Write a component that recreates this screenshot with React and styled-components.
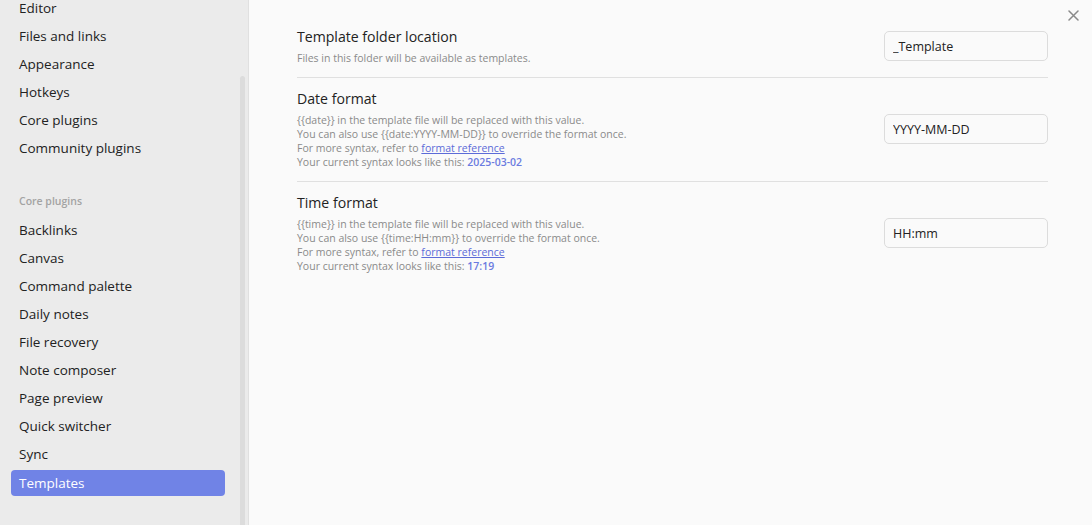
import React from "react";
import styled, { createGlobalStyle } from "styled-components";

const Global = createGlobalStyle`
  html, body { margin: 0; padding: 0; height: 100%; }
  body { font-family: "Open Sans", "Noto Sans", sans-serif; background: #fafafa; overflow: hidden; }
  #root { height: 100%; }
`;

const Shell = styled.div`
  display: flex;
  width: 1092px;
  height: 525px;
  overflow: hidden;
`;

const Sidebar = styled.aside`
  width: 248px;
  flex: 0 0 248px;
  display: flex;
  background: #ebebeb;
  border-right: 1px solid #e0e0e0;
  box-sizing: content-box;
`;

const NavScroll = styled.div`
  flex: 1;
  overflow: hidden;
  padding: 0 15px 0 11px;
`;

const NavList = styled.nav`
  display: flex;
  flex-direction: column;
  gap: 2.1px;
  margin-top: -5px;
`;

const NavItem = styled.div`
  height: 26px;
  display: flex;
  align-items: center;
  padding: 0 8px;
  border-radius: 4px;
  font-size: 13.5px;
  color: ${(p) => (p.$active ? "#ffffff" : "#222222")};
  background: ${(p) => (p.$active ? "#7083e6" : "transparent")};
`;

const GroupTitle = styled.div`
  margin-top: 29px;
  margin-bottom: 6px;
  padding: 0 8px;
  height: 16px;
  line-height: 16px;
  font-size: 10.5px;
  font-weight: 600;
  color: #a3a3a3;
`;

const ScrollTrack = styled.div`
  width: 8px;
  flex: 0 0 8px;
  display: flex;
`;

const ScrollThumb = styled.div`
  width: 5px;
  margin-top: 76px;
  height: 460px;
  border-radius: 3px 3px 0 0;
  background: #dcdcdc;
`;

const Content = styled.main`
  flex: 1;
  position: relative;
  background: #fafafa;
  padding: 16px 44px 0 48px;
`;

const Close = styled.button`
  position: absolute;
  top: 8px;
  right: 12px;
  width: 14px;
  height: 14px;
  padding: 0;
  border: 0;
  background: transparent;
  display: flex;
  align-items: center;
  justify-content: center;
`;

const Setting = styled.div`
  display: flex;
  align-items: center;
  gap: 16px;
  padding: 11px 0 12px;
  border-top: ${(p) => (p.$first ? "none" : "1px solid #e0e0e0")};
`;

const Info = styled.div`
  flex: 1;
  display: flex;
  flex-direction: column;
  gap: 4px;
`;

const Name = styled.div`
  font-size: 14.1px;
  line-height: 20px;
  color: #222222;
`;

const Desc = styled.div`
  font-size: 10.5px;
  line-height: 14px;
  color: #8a8a8a;
`;

const Link = styled.a`
  color: #5c6bd8;
  text-decoration: underline;
`;

const Value = styled.span`
  color: #6b7be0;
  font-weight: 600;
`;

const Input = styled.input`
  width: 164px;
  height: 30px;
  box-sizing: border-box;
  border: 1px solid #dcdcdc;
  border-radius: 5px;
  background: #fafafa;
  padding: 0 8px;
  font-family: "Open Sans", "Noto Sans", sans-serif;
  font-size: 12.5px;
  color: #222222;
  outline: none;
`;

const top = ["Editor", "Files and links", "Appearance", "Hotkeys", "Core plugins", "Community plugins"];
const core = [
  "Backlinks",
  "Canvas",
  "Command palette",
  "Daily notes",
  "File recovery",
  "Note composer",
  "Page preview",
  "Quick switcher",
  "Sync",
  "Templates",
];

export default function App() {
  return (
    <>
      <Global />
      <Shell>
        <Sidebar>
          <NavScroll>
            <NavList>
              {top.map((t) => (
                <NavItem key={t}>{t}</NavItem>
              ))}
              <GroupTitle>Core plugins</GroupTitle>
              {core.map((t) => (
                <NavItem key={t} $active={t === "Templates"}>
                  {t}
                </NavItem>
              ))}
            </NavList>
          </NavScroll>
          <ScrollTrack>
            <ScrollThumb />
          </ScrollTrack>
        </Sidebar>
        <Content>
          <Close aria-label="Close">
            <svg width="11" height="11" viewBox="0 0 11 11">
              <path d="M1 1L10 10M10 1L1 10" stroke="#8a8a8a" strokeWidth="1.5" strokeLinecap="round" />
            </svg>
          </Close>
          <Setting $first>
            <Info>
              <Name>Template folder location</Name>
              <Desc>Files in this folder will be available as templates.</Desc>
            </Info>
            <Input defaultValue="_Template" />
          </Setting>
          <Setting>
            <Info>
              <Name>Date format</Name>
              <Desc>
                {"{{date}} in the template file will be replaced with this value."}
                <br />
                {"You can also use {{date:YYYY-MM-DD}} to override the format once."}
                <br />
                For more syntax, refer to <Link href="#">format reference</Link>
                <br />
                Your current syntax looks like this: <Value>2025-03-02</Value>
              </Desc>
            </Info>
            <Input defaultValue="YYYY-MM-DD" />
          </Setting>
          <Setting>
            <Info>
              <Name>Time format</Name>
              <Desc>
                {"{{time}} in the template file will be replaced with this value."}
                <br />
                {"You can also use {{time:HH:mm}} to override the format once."}
                <br />
                For more syntax, refer to <Link href="#">format reference</Link>
                <br />
                Your current syntax looks like this: <Value>17:19</Value>
              </Desc>
            </Info>
            <Input defaultValue="HH:mm" />
          </Setting>
        </Content>
      </Shell>
    </>
  );
}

■ ■ ■

▸ **Given problem**:
Exclude the pictures. Write out the remaining data exactly.

▸ **Result of the task**:
Write a component that recreates this screenshot with React and styled-components.
import React from "react";
import styled, { createGlobalStyle } from "styled-components";

const Global = createGlobalStyle`
  html, body { margin: 0; padding: 0; height: 100%; }
  body { font-family: "Open Sans", "Noto Sans", sans-serif; background: #fafafa; overflow: hidden; }
  #root { height: 100%; }
`;

const Shell = styled.div`
  display: flex;
  width: 1092px;
  height: 525px;
  overflow: hidden;
`;

const Sidebar = styled.aside`
  width: 248px;
  flex: 0 0 248px;
  display: flex;
  background: #ebebeb;
  border-right: 1px solid #e0e0e0;
  box-sizing: content-box;
`;

const NavScroll = styled.div`
  flex: 1;
  overflow: hidden;
  padding: 0 15px 0 11px;
`;

const NavList = styled.nav`
  display: flex;
  flex-direction: column;
  gap: 2.1px;
  margin-top: -5px;
`;

const NavItem = styled.div`
  height: 26px;
  display: flex;
  align-items: center;
  padding: 0 8px;
  border-radius: 4px;
  font-size: 13.5px;
  color: ${(p) => (p.$active ? "#ffffff" : "#222222")};
  background: ${(p) => (p.$active ? "#7083e6" : "transparent")};
`;

const GroupTitle = styled.div`
  margin-top: 29px;
  margin-bottom: 6px;
  padding: 0 8px;
  height: 16px;
  line-height: 16px;
  font-size: 10.5px;
  font-weight: 600;
  color: #a3a3a3;
`;

const ScrollTrack = styled.div`
  width: 8px;
  flex: 0 0 8px;
  display: flex;
`;

const ScrollThumb = styled.div`
  width: 5px;
  margin-top: 76px;
  height: 460px;
  border-radius: 3px 3px 0 0;
  background: #dcdcdc;
`;

const Content = styled.main`
  flex: 1;
  position: relative;
  background: #fafafa;
  padding: 16px 44px 0 48px;
`;

const Close = styled.button`
  position: absolute;
  top: 8px;
  right: 12px;
  width: 14px;
  height: 14px;
  padding: 0;
  border: 0;
  background: transparent;
  display: flex;
  align-items: center;
  justify-content: center;
`;

const Setting = styled.div`
  display: flex;
  align-items: center;
  gap: 16px;
  padding: 11px 0 12px;
  border-top: ${(p) => (p.$first ? "none" : "1px solid #e0e0e0")};
`;

const Info = styled.div`
  flex: 1;
  display: flex;
  flex-direction: column;
  gap: 4px;
`;

const Name = styled.div`
  font-size: 14.1px;
  line-height: 20px;
  color: #222222;
`;

const Desc = styled.div`
  font-size: 10.5px;
  line-height: 14px;
  color: #8a8a8a;
`;

const Link = styled.a`
  color: #5c6bd8;
  text-decoration: underline;
`;

const Value = styled.span`
  color: #6b7be0;
  font-weight: 600;
`;

const Input = styled.input`
  width: 164px;
  height: 30px;
  box-sizing: border-box;
  border: 1px solid #dcdcdc;
  border-radius: 5px;
  background: #fafafa;
  padding: 0 8px;
  font-family: "Open Sans", "Noto Sans", sans-serif;
  font-size: 12.5px;
  color: #222222;
  outline: none;
`;

const top = ["Editor", "Files and links", "Appearance", "Hotkeys", "Core plugins", "Community plugins"];
const core = [
  "Backlinks",
  "Canvas",
  "Command palette",
  "Daily notes",
  "File recovery",
  "Note composer",
  "Page preview",
  "Quick switcher",
  "Sync",
  "Templates",
];

export default function App() {
  return (
    <>
      <Global />
      <Shell>
        <Sidebar>
          <NavScroll>
            <NavList>
              {top.map((t) => (
                <NavItem key={t}>{t}</NavItem>
              ))}
              <GroupTitle>Core plugins</GroupTitle>
              {core.map((t) => (
                <NavItem key={t} $active={t === "Templates"}>
                  {t}
                </NavItem>
              ))}
            </NavList>
          </NavScroll>
          <ScrollTrack>
            <ScrollThumb />
          </ScrollTrack>
        </Sidebar>
        <Content>
          <Close aria-label="Close">
            <svg width="11" height="11" viewBox="0 0 11 11">
              <path d="M1 1L10 10M10 1L1 10" stroke="#8a8a8a" strokeWidth="1.5" strokeLinecap="round" />
            </svg>
          </Close>
          <Setting $first>
            <Info>
              <Name>Template folder location</Name>
              <Desc>Files in this folder will be available as templates.</Desc>
            </Info>
            <Input defaultValue="_Template" />
          </Setting>
          <Setting>
            <Info>
              <Name>Date format</Name>
              <Desc>
                {"{{date}} in the template file will be replaced with this value."}
                <br />
                {"You can also use {{date:YYYY-MM-DD}} to override the format once."}
                <br />
                For more syntax, refer to <Link href="#">format reference</Link>
                <br />
                Your current syntax looks like this: <Value>2025-03-02</Value>
              </Desc>
            </Info>
            <Input defaultValue="YYYY-MM-DD" />
          </Setting>
          <Setting>
            <Info>
              <Name>Time format</Name>
              <Desc>
                {"{{time}} in the template file will be replaced with this value."}
                <br />
                {"You can also use {{time:HH:mm}} to override the format once."}
                <br />
                For more syntax, refer to <Link href="#">format reference</Link>
                <br />
                Your current syntax looks like this: <Value>17:19</Value>
              </Desc>
            </Info>
            <Input defaultValue="HH:mm" />
          </Setting>
        </Content>
      </Shell>
    </>
  );
}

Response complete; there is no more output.